My name is Emilie Stabell. I’m from Denmark and am currently working as a character and environment artist at Media Molecule Ltd. in the United Kingdom where we’re making the game Dreams for PS4.
My creative career began when I was accepted into the Bachelor programme in Computer Graphics Art at The Animation Workshop in Denmark. It was during my 3 years at the school that I honed my skills and slowly built my personal style and portfolio that I would later use to enter the games industry. During my 3rd year, it was time to apply for an internship abroad. I filtered through hundreds of studios over several weeks until I finally stumbled upon Media Molecule, a medium sized studio in the UK with pink carpets, hat shaped lamps and lots of talent.

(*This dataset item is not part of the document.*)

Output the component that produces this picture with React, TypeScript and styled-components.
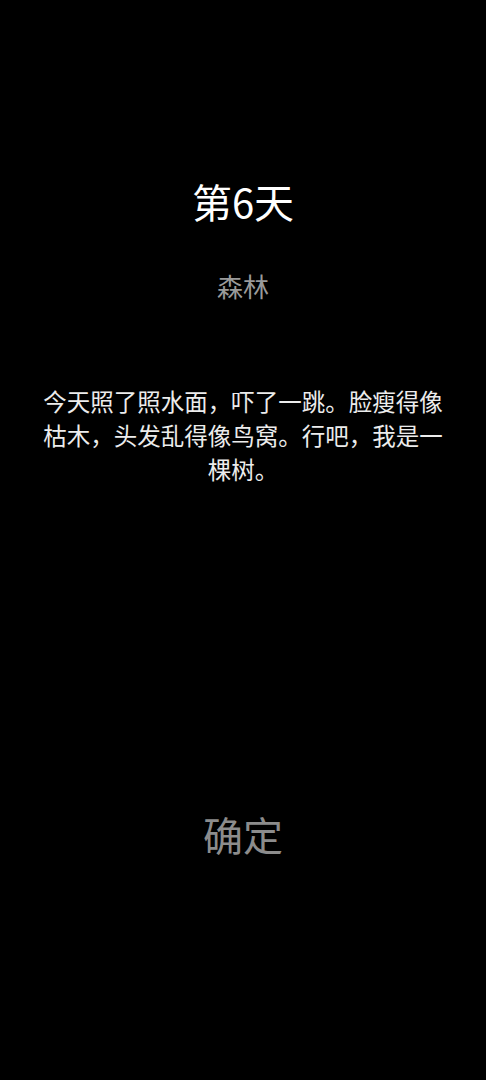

Although it clearly said on their website at the time that they didn’t accept any interns, I decided to send my showreel regardless (because you never know what might happen), and sure enough, Studio Director Siobhan Reddy got back to me only 2 days later to arrange an interview. Skip forward 3.5 years and I’m still here, having the most creatively fulfilling job I could possibly imagine. Initially, I had a few doubts entering this industry due to the harsh competition and massive talent out there, but once you get to experience the fulfillment of getting to do what you love for a living, there’s really no going back.
For students out there who’d be interested in seeing what my “fresh out of school” reel looked like which landed me my current job, have a look:
My artistic focus revolves around creating colourful characters and environments. I love bold shapes and vibrant colour palettes and always try to challenge myself by changing up the style for every new piece I make. Personal style is important, but so is adaptation and I believe exploring many different looks and learning from other artists will help you acquire the skills needed to deal with the various creative challenges you’ll face.
A good example is “The Journey”:
This piece taught me to have patience, believe in the process and to create textures with a hand painted comic book type look. Skills that have all benefited me going forwards. The original concept is made by Sam Bosma and recreating his vast idea in 3D has been great for learning just how much you can achieve if you’re willing to put in the hours.
Another example is “Nova”:
She was a good exercise in appeal: giving your character a strong personality and really trying to dig deep into what their life might be like. She started out as a generic post-apocalyptic desert traveller, but mid-way through the process, I decided to spice it up with some Harajuku inspired props and a hoverboard to make her stand out.
This one is perhaps a little tricky to explain, but the concept of designing from the “inside and out” rather than from the “outside and in” is a balance I will always have to work towards mastering. All too often I find myself becoming influenced by what other artists are thinking, expecting and doing, which leads my art to look more like what the mainstream wants. in the long run this gets boring and draining, and it isn’t the true you. Designing from the inside and out means to let go of all the expectations and let your own raw ideas flow without putting them through all these editorial filters we’ve all been taught to have. It means to design with the authenticity and immediacy of a child. When you succeed at this, you’ll find that your designs become stronger, more original and more ‘you’. It’ll help you find your own artistic voice and set you apart from all your competitors, and it will probably make you more happy as well.
To me, Sketchfab is the most accessible and easiest platform out there for displaying your 3D models. It supports everything you could possibly need all the way from animation to audio, giving you the opportunity to make your models come to life instead of being a static image on screen. A good 3D model can be appreciated from all angles, and this is exactly what Sketchfab allows anyone of any age to do.